Provided data
---

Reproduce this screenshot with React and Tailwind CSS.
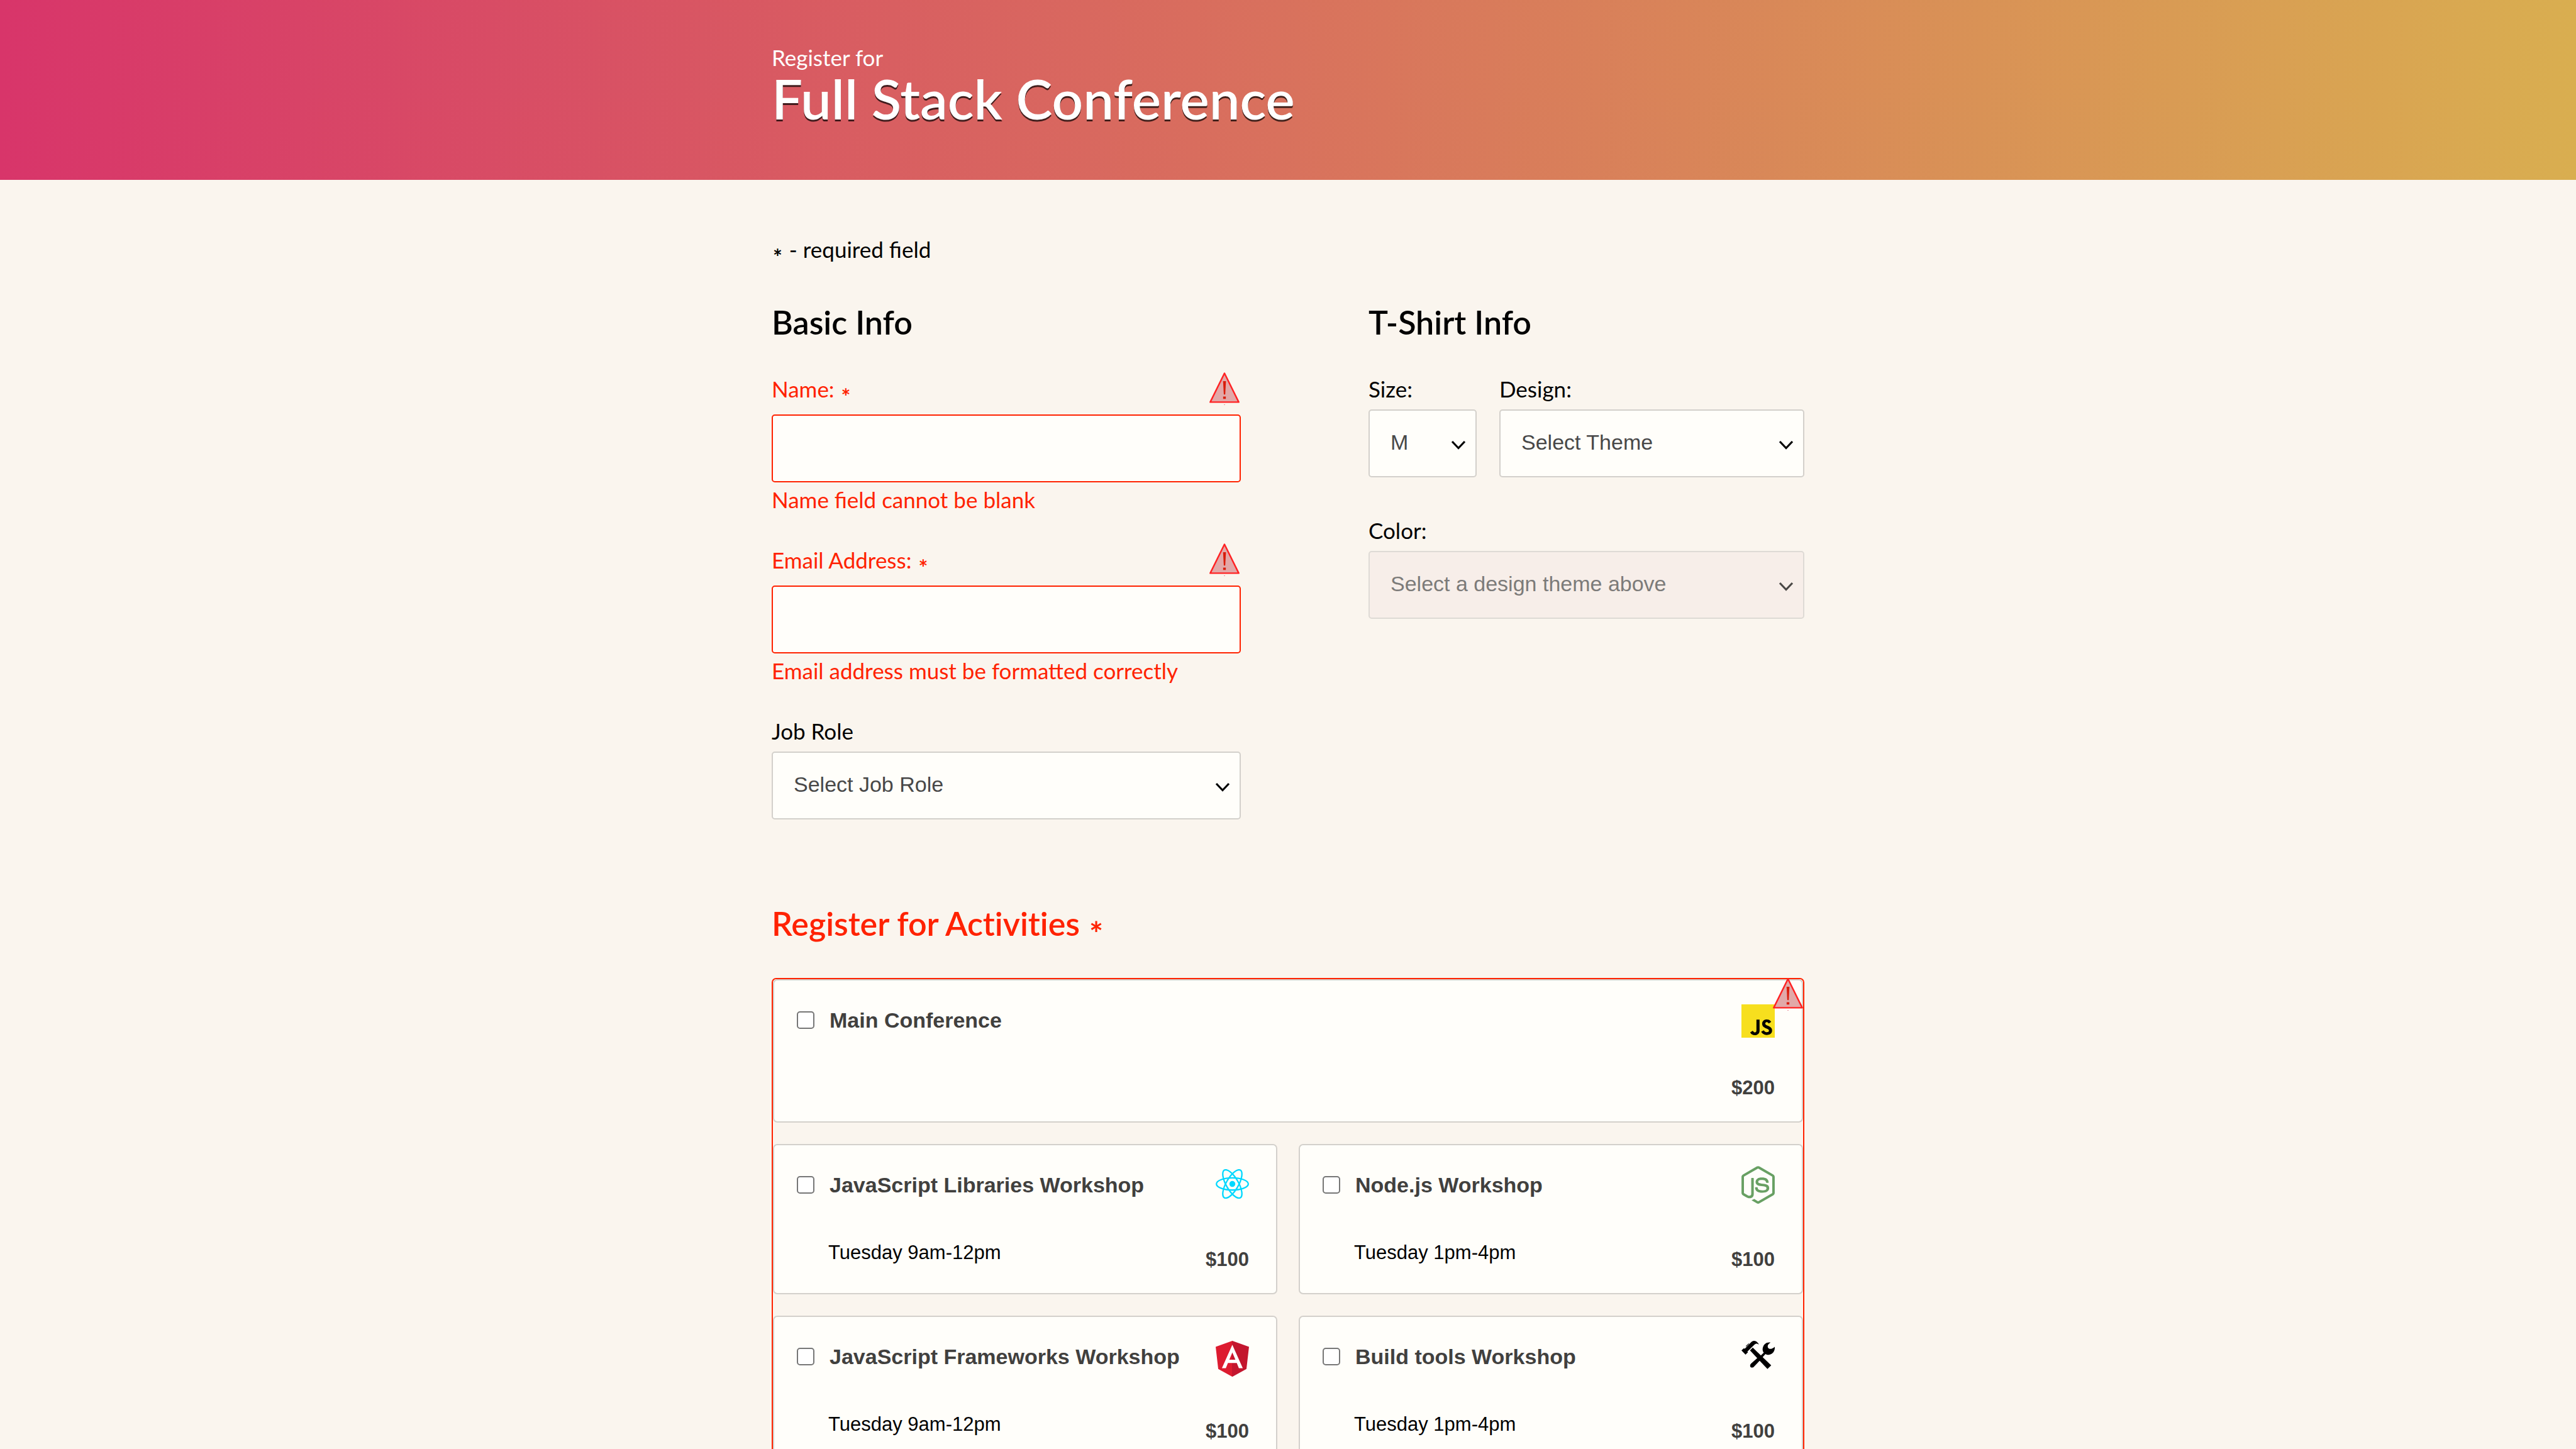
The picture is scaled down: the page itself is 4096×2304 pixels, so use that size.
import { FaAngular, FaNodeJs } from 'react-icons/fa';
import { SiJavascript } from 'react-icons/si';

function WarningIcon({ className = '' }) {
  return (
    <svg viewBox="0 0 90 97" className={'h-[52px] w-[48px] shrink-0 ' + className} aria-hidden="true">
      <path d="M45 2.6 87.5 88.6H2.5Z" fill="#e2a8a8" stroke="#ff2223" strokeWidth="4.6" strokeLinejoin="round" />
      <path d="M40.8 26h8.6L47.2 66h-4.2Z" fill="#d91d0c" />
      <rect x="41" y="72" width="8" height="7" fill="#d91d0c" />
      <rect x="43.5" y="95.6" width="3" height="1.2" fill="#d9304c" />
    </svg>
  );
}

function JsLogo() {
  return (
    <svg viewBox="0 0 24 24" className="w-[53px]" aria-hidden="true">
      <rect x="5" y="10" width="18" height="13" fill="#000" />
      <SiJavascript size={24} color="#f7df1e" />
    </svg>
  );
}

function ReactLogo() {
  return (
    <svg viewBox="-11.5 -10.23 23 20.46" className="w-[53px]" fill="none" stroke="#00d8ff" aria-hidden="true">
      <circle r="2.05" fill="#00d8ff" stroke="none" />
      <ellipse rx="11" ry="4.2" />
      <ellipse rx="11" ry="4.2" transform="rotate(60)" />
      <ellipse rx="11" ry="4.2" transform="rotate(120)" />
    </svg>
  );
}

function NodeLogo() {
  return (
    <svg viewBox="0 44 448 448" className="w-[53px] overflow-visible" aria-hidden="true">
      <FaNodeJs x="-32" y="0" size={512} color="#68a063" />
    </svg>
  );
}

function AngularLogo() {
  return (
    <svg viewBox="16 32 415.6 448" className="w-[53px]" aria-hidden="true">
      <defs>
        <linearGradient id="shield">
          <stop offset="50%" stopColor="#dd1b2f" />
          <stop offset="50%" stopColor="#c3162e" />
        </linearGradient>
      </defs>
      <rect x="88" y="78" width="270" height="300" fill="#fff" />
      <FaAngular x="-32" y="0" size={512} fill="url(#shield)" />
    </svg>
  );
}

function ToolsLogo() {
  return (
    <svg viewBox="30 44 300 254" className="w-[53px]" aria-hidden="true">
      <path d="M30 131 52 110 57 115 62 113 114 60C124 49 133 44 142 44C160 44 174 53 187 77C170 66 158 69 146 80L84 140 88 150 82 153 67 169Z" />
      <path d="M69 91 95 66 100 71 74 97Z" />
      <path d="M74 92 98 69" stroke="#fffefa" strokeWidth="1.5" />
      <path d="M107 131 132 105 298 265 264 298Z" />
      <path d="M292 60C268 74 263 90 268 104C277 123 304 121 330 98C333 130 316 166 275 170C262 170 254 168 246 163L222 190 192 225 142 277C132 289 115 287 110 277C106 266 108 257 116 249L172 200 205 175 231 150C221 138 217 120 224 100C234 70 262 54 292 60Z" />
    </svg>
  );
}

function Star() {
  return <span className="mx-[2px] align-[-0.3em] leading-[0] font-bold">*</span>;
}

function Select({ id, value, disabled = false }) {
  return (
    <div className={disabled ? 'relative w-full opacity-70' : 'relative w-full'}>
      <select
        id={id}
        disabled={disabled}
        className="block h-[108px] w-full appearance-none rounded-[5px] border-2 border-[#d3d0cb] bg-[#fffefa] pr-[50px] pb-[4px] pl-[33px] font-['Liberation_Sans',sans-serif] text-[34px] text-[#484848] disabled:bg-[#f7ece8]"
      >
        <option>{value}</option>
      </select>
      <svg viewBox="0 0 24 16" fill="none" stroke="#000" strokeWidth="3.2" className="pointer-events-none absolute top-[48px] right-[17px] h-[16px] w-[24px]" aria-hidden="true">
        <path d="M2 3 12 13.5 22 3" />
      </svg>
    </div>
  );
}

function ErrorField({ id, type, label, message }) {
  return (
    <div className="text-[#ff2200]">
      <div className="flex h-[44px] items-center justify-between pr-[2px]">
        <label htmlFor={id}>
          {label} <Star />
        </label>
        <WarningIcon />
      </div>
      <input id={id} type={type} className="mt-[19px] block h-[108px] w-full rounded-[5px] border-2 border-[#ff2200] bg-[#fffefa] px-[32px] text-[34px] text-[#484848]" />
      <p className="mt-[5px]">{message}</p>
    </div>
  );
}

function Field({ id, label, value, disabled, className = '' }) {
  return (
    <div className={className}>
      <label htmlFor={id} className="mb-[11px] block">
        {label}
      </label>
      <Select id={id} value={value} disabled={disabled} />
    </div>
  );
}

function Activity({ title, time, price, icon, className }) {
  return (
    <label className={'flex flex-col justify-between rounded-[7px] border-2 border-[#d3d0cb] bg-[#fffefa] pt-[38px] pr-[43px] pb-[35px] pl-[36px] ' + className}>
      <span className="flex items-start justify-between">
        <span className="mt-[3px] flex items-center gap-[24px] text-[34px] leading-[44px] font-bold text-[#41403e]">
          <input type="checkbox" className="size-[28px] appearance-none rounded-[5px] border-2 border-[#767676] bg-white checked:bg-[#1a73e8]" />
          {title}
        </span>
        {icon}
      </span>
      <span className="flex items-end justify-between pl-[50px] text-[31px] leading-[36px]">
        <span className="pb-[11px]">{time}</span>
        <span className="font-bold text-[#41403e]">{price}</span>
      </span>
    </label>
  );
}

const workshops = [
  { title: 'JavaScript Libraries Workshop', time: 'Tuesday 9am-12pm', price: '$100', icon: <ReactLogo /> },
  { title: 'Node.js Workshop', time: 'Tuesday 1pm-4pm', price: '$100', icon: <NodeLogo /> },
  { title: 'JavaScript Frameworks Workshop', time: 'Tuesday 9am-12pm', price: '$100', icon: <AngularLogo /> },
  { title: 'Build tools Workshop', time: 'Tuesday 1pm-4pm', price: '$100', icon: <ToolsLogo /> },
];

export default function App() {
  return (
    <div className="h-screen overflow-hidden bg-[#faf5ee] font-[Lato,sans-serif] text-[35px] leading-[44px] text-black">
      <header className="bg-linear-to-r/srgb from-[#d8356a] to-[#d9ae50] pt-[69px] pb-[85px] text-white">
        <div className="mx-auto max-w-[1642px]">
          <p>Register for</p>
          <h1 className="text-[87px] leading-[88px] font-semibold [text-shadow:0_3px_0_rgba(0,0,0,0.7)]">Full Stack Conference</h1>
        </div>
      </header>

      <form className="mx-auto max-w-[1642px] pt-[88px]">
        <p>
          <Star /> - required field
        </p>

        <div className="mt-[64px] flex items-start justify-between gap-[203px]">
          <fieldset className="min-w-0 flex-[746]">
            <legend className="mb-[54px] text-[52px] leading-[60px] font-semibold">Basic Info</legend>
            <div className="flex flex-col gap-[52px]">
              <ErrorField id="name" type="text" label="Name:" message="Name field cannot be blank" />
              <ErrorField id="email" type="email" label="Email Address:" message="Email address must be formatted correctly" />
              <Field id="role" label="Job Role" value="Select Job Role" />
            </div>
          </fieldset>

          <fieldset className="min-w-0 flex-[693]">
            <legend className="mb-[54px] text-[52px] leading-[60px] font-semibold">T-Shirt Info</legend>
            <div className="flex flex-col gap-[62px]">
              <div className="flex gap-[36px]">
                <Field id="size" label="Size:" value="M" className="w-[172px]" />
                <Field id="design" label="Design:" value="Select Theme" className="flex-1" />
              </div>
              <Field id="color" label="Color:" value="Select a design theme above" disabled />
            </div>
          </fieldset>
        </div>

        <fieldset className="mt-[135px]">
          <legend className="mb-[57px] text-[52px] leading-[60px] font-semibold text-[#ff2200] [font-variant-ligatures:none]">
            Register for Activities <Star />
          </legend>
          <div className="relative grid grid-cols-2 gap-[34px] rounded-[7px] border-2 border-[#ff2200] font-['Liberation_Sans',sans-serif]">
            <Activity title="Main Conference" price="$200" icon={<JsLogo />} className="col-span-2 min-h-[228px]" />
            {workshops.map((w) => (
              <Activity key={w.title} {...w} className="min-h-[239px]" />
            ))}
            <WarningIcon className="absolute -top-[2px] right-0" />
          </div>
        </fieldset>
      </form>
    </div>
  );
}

---

Directive
Select the lines in this material that hold the word "size", leaving none out.

Exercise answer
The picture is scaled down: the page itself is 4096×2304 pixels, so use that size.
      <SiJavascript size={24} color="#f7df1e" />
      <FaNodeJs x="-32" y="0" size={512} color="#68a063" />
      <FaAngular x="-32" y="0" size={512} fill="url(#shield)" />
          <input type="checkbox" className="size-[28px] appearance-none rounded-[5px] border-2 border-[#767676] bg-white checked:bg-[#1a73e8]" />
                <Field id="size" label="Size:" value="M" className="w-[172px]" />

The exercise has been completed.